# [The exercise]
Return exactly, and only, the lines from the one holding "Clone this screenshot" through the one holding "const [text, setText] = useState('');", both included; the pictures stay out.
-------- Data in this exercise
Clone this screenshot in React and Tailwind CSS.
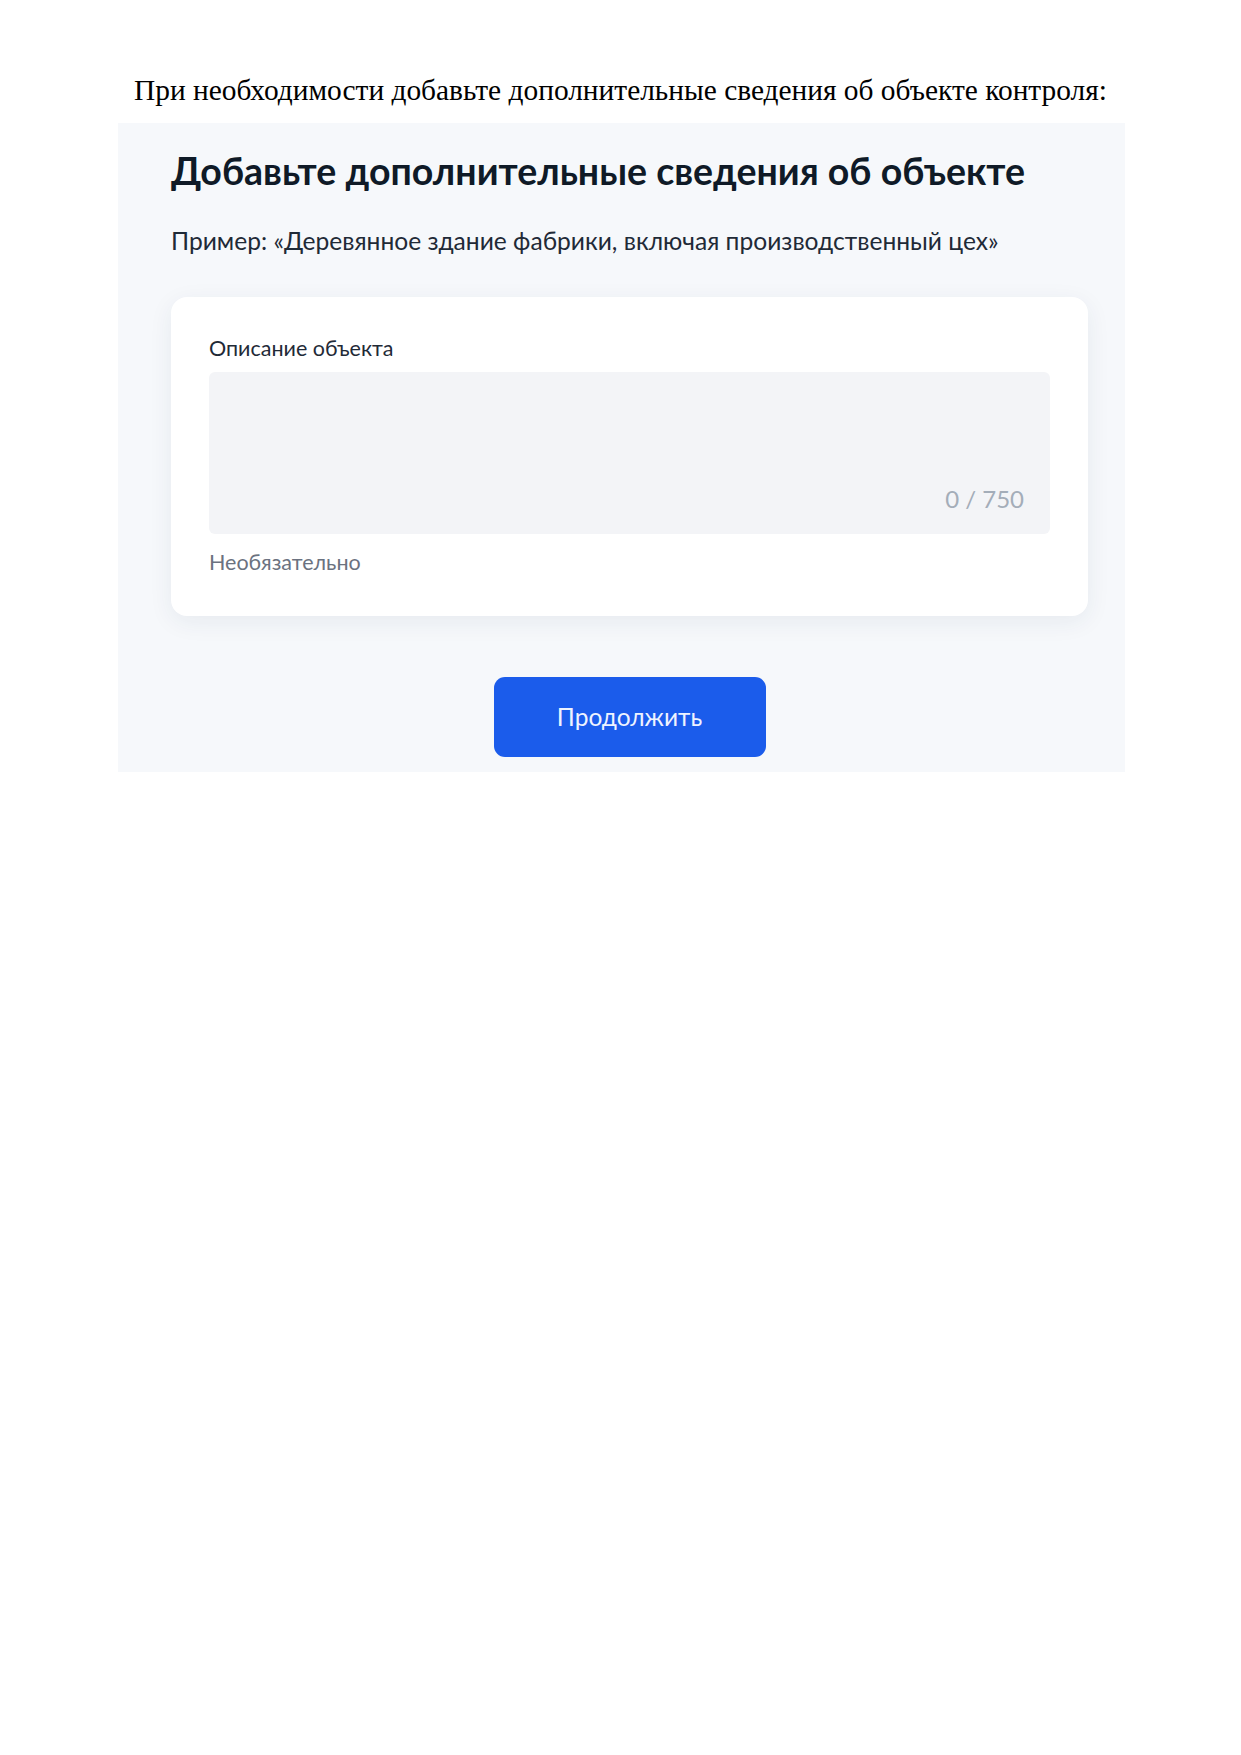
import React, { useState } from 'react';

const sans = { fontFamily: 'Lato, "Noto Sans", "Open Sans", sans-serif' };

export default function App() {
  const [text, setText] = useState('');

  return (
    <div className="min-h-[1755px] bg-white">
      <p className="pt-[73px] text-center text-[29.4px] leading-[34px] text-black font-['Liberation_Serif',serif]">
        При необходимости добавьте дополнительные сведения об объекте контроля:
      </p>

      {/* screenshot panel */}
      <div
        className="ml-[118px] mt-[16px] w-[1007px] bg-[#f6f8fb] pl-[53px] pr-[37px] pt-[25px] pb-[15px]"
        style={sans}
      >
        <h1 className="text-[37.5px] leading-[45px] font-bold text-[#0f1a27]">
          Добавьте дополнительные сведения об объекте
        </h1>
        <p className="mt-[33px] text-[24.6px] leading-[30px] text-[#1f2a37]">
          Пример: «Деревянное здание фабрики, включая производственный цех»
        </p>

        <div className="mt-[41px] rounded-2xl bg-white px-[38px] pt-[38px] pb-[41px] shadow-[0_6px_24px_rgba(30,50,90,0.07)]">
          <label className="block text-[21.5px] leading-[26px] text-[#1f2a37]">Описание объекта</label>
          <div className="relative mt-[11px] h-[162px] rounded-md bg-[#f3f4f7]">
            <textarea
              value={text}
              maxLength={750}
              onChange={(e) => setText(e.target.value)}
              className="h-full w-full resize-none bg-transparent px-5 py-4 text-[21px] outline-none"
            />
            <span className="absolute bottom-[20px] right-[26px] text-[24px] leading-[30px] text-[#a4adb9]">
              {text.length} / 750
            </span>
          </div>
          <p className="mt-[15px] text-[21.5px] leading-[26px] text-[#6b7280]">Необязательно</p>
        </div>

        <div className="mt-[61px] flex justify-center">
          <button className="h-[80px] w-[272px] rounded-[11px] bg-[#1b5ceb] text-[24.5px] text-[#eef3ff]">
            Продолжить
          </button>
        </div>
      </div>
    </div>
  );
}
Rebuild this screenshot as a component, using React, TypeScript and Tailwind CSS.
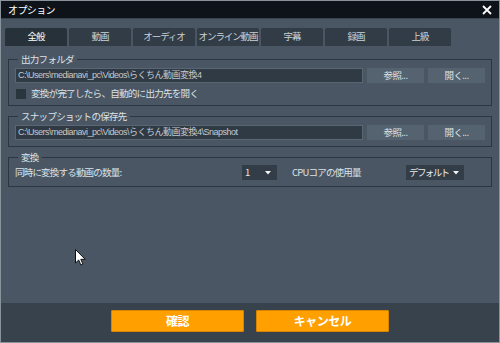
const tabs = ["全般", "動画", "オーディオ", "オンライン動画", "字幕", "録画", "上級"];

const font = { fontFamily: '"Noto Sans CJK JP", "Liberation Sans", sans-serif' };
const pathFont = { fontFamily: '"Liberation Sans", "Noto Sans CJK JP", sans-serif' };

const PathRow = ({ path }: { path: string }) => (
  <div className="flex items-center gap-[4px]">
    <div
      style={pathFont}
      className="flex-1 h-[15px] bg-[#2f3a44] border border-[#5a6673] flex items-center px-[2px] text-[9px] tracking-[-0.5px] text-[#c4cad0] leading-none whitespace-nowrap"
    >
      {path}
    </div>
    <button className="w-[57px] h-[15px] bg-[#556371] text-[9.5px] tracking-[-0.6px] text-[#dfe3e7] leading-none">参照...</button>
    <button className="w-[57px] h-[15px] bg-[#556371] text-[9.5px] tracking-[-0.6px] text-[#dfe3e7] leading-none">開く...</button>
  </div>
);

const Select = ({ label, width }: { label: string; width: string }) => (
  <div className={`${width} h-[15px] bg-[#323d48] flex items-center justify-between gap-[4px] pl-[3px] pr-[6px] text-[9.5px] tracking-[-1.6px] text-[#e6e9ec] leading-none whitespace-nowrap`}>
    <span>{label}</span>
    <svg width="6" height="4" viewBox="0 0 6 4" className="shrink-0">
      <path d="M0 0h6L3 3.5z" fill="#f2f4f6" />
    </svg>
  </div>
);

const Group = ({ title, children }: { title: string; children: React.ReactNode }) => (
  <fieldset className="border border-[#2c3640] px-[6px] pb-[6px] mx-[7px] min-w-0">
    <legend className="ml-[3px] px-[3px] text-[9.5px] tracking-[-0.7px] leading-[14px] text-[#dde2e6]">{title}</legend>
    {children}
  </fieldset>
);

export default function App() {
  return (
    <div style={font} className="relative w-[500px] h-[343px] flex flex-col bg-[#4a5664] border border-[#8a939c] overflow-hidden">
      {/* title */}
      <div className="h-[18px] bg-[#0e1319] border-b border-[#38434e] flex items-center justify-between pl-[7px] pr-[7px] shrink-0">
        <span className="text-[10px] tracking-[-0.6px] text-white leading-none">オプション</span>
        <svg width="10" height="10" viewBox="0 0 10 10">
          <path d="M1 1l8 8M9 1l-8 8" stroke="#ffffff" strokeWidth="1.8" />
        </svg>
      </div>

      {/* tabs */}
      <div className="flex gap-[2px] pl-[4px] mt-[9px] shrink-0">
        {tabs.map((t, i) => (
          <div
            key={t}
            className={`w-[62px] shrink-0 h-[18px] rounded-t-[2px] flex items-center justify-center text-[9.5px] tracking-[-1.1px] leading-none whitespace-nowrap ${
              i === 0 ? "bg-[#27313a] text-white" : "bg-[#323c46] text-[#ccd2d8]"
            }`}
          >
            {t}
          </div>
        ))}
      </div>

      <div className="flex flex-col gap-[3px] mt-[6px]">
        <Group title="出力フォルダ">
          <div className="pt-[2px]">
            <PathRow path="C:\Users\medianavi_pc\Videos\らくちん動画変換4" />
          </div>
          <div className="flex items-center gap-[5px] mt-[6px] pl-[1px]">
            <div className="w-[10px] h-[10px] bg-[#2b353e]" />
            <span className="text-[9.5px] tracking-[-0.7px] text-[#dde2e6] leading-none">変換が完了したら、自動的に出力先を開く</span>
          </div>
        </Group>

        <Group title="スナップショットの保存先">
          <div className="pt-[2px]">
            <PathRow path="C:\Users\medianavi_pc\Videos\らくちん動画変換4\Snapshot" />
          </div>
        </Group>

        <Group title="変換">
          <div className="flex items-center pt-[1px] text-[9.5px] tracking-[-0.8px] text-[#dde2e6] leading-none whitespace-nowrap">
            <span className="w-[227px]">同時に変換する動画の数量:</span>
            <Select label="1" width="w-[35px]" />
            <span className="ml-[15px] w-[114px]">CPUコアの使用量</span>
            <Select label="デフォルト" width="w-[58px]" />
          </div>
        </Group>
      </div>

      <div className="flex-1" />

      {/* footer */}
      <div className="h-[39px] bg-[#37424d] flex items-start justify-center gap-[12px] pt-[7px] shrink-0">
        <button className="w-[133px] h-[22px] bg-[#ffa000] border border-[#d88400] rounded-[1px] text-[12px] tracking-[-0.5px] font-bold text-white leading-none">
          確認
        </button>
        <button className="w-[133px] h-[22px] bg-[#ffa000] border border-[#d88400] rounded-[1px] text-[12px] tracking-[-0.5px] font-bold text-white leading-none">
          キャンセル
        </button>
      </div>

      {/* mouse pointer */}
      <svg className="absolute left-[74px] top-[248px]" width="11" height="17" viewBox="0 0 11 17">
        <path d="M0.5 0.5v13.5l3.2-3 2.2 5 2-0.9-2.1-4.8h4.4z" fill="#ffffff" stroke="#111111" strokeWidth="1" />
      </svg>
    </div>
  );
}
----------------
-------- Data in this exercise
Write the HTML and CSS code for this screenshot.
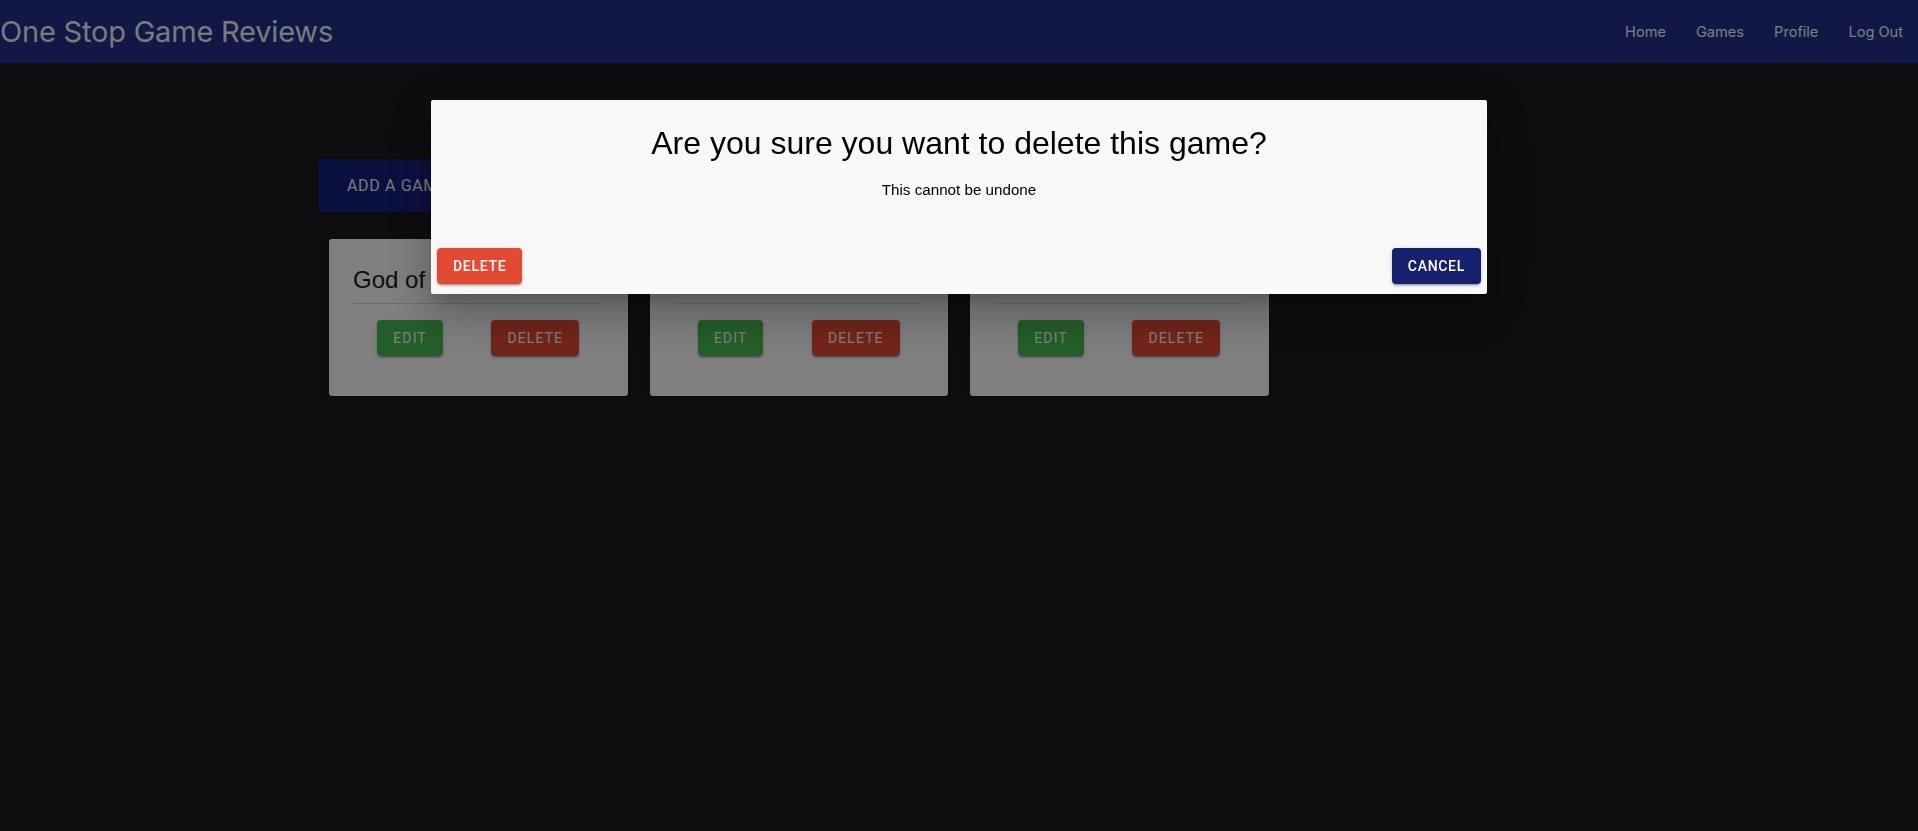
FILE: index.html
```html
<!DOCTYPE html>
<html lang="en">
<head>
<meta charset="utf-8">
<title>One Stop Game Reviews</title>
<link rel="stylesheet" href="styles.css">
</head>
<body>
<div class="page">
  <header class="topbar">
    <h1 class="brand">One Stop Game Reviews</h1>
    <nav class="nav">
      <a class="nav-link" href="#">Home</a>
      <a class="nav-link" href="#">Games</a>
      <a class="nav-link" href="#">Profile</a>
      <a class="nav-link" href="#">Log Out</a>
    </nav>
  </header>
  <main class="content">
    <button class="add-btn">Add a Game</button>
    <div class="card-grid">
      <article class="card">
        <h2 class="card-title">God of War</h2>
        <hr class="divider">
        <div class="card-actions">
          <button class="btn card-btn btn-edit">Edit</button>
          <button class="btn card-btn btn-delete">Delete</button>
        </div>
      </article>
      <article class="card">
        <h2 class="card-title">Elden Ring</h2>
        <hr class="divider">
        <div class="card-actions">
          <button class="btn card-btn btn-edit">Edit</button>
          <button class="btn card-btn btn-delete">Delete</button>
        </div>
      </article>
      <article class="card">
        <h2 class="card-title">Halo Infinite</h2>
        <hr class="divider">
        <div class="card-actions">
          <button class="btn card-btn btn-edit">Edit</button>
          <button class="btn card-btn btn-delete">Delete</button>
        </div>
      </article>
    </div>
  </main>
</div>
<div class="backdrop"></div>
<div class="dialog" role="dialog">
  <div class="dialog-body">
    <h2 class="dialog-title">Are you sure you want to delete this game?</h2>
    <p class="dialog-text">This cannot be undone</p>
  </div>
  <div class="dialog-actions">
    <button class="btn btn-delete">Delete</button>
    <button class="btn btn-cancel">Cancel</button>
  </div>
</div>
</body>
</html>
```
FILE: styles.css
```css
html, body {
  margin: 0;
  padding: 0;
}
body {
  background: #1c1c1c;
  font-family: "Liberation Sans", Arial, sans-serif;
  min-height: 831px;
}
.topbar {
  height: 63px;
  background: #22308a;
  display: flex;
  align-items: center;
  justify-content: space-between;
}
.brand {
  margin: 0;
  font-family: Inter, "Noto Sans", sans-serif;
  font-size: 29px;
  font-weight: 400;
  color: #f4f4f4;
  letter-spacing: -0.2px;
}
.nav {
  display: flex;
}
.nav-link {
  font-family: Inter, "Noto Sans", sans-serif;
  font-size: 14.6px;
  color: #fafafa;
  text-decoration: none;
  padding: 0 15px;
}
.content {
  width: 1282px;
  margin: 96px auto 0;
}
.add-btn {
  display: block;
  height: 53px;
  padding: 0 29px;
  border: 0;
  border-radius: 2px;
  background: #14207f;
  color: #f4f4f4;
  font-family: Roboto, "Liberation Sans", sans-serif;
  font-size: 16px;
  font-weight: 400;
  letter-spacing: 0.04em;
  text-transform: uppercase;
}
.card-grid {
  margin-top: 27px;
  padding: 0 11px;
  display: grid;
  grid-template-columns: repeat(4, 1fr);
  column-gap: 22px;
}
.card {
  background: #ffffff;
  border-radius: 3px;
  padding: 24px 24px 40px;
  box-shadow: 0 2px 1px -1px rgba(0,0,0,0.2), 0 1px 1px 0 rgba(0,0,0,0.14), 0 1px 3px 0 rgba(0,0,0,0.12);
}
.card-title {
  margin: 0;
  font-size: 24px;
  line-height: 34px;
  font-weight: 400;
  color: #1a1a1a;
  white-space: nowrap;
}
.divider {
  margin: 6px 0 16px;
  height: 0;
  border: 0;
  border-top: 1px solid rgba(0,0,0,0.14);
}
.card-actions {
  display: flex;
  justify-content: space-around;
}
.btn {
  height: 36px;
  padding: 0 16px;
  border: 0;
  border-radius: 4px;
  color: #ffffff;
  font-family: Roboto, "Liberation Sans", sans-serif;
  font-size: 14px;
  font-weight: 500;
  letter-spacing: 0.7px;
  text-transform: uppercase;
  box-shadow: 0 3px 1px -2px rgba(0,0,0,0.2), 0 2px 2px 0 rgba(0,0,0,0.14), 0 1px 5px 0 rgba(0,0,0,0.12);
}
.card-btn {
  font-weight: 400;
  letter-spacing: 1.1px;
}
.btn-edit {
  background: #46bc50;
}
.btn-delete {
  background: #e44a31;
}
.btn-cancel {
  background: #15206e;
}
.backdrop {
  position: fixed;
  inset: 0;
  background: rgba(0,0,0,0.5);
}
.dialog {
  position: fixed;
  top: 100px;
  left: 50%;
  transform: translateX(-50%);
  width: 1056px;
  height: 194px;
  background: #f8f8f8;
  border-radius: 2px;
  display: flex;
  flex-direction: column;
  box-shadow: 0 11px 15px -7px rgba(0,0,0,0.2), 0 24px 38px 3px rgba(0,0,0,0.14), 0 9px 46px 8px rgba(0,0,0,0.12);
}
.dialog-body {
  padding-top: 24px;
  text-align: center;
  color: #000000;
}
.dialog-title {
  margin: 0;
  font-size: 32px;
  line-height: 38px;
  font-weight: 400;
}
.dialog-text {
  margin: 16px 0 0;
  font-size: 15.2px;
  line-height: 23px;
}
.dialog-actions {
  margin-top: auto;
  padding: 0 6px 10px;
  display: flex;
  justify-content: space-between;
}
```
----------------
# [Exercise output]
Clone this screenshot in React and Tailwind CSS.
import React, { useState } from 'react';

const sans = { fontFamily: 'Lato, "Noto Sans", "Open Sans", sans-serif' };

export default function App() {
  const [text, setText] = useState('');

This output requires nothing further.